Drugą odsłonę Polacy zaczęli źle. Tunezja prowadziła już 4:0. Wpływ na to miała przede wszystkim zagrywka Selima Mbarekiego. Przez kłopoty w przyjęciu nie mogliśmy wyprowadzić ataku. Biało-czerwoni oddawali piłkę za darmo, a z takich prezentów rywale skrzętnie korzystali. Mbareki w końcu się pomylił i mistrzowie świata ruszyli w pogoń. Odrobili niemal całe straty (6:7), ale udany początek w wykonaniu Tunezyjczyków dodał im wiary we własne możliwości. Na wyróżnienie zasłużył Hamza Nagga, który był skuteczny w ataku. To on wyprowadził swój zespół na cztery punkty przewagi (11:7).

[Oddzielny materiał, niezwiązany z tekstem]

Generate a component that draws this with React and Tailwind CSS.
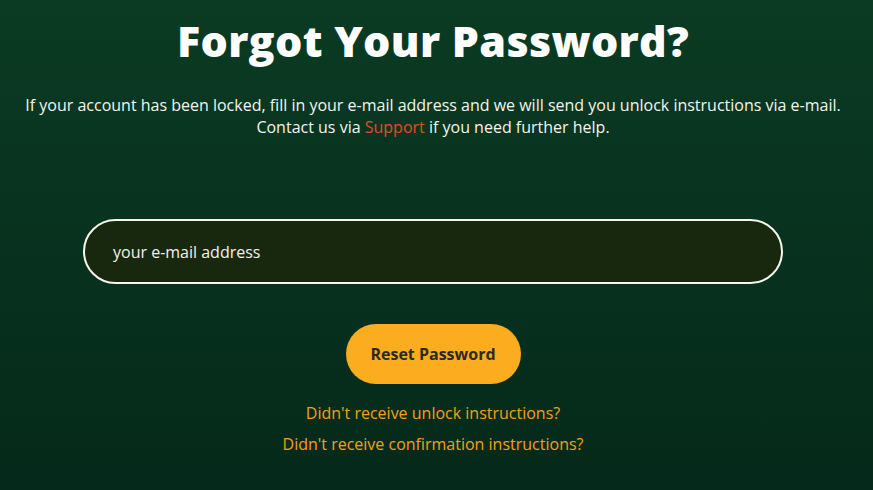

Wyraźny problem biało-czerwoni mieli w ataku, a bez tego trudno myśleć o zwycięstwie nawet z takim rywalem jak Tunezja. Na drugiej przerwie technicznej przeciwnicy prowadzili 16:13 i wcale nie zamierzali zwalniać tempa. Najgroźniejszą bronią Polaków było pierwsze tempo. Lemański i Norbert Huber potrzebowali jednak wsparcia ze strony kolegów. Przewaga rywali stopniała do dwóch "oczek", kiedy w antenkę uderzył Nagga (19:21). Siła ataku Tunezyjczyka była tak duża, że uszkodził antenkę, która musiała zostać wymieniona. Przymusowa przerwa trwała kilka minut. Wybiło to z rytmu Tunezyjczyków, a zwłaszcza Naggę, który popełniał błąd za błędem. "Pomógł" Polakom odrobić całą stratę (21:21). Końcówka należała do biało-czerwonych. Bohaterem został Kwolek, którego dwie udane akcje dały nam wygraną 25:23.

Po dwóch setach wyrównały się statystyki w ataku (30-29). Polacy przeważali w bloku 4-1. Dostali aż 15 punktów po błędach własnych rywali. Sami oddali w ten sposób dziewięć.

III set

Polacy chcieli uniknąć niespodziewanych kłopotów, jakie spotkały ich w drugiej partii. Trzecią rozpoczęli z impetem. Po asie serwisowym Kwolka prowadziliśmy 5:2. Tym samy popisał się Rafał Szymura (9:6). Potem było jeszcze lepiej. Polacy celowali zagrywką przede wszystkim w libero rywali Saddema Hmissiego, który raził niedokładnością. Tunezyjczycy próbowali mijać szczelny blok Orłów, ale często się mylili. Po autach atakował Ali Bongui oraz Nagga, który znów pojawił się na boisku. Na drugiej przerwie technicznej biało-czerwoni prowadzili aż 16:8. Kwolek dołożył kolejnego asa na 19:9. Dopiero wtedy Heynen postanowił dać pograć zawodnikom, którzy do tej pory stali w kwadracie dla rezerwowych. Na boisku pojawili się Tomasz Fornal i Michał Szalacha. Biało-czerwoni rozgromili Tunezyjczyków 25:12. 

Do Japonii poleciało 24 polskich zawodników

Trener Vital Heynen w Japonii ma o dyspozycji 24 zawodników. Według regulaminu selekcjoner musi podać meczową "14" na 24 godziny przed rozpoczęciem spotkania.

W środę "Biało-Czerwoni" zmierzą się z gospodarzem, Japonią. W czwartek czeka ich starcie ze Stanami Zjednoczonymi, w piątek z Argentyną, a w sobotę z Włochami.

W PŚ bierze udział 12 zespołów: Japonia, Polska, Argentyna, Brazylia, Stany Zjednoczone, Kanada, Włochy, Rosja, Iran, Australia, Egipt i Tunezja. Rywalizacja toczy się systemem "każdy z każdym".

Po raz pierwszy od 30 lat PŚ nie daje ona możliwości wywalczenia kwalifikacji olimpijskiej. Biało-czerwoni są już jednak pewni występu w Tokio - wygrali w sierpniu interkontynentalny turniej kwalifikacyjny.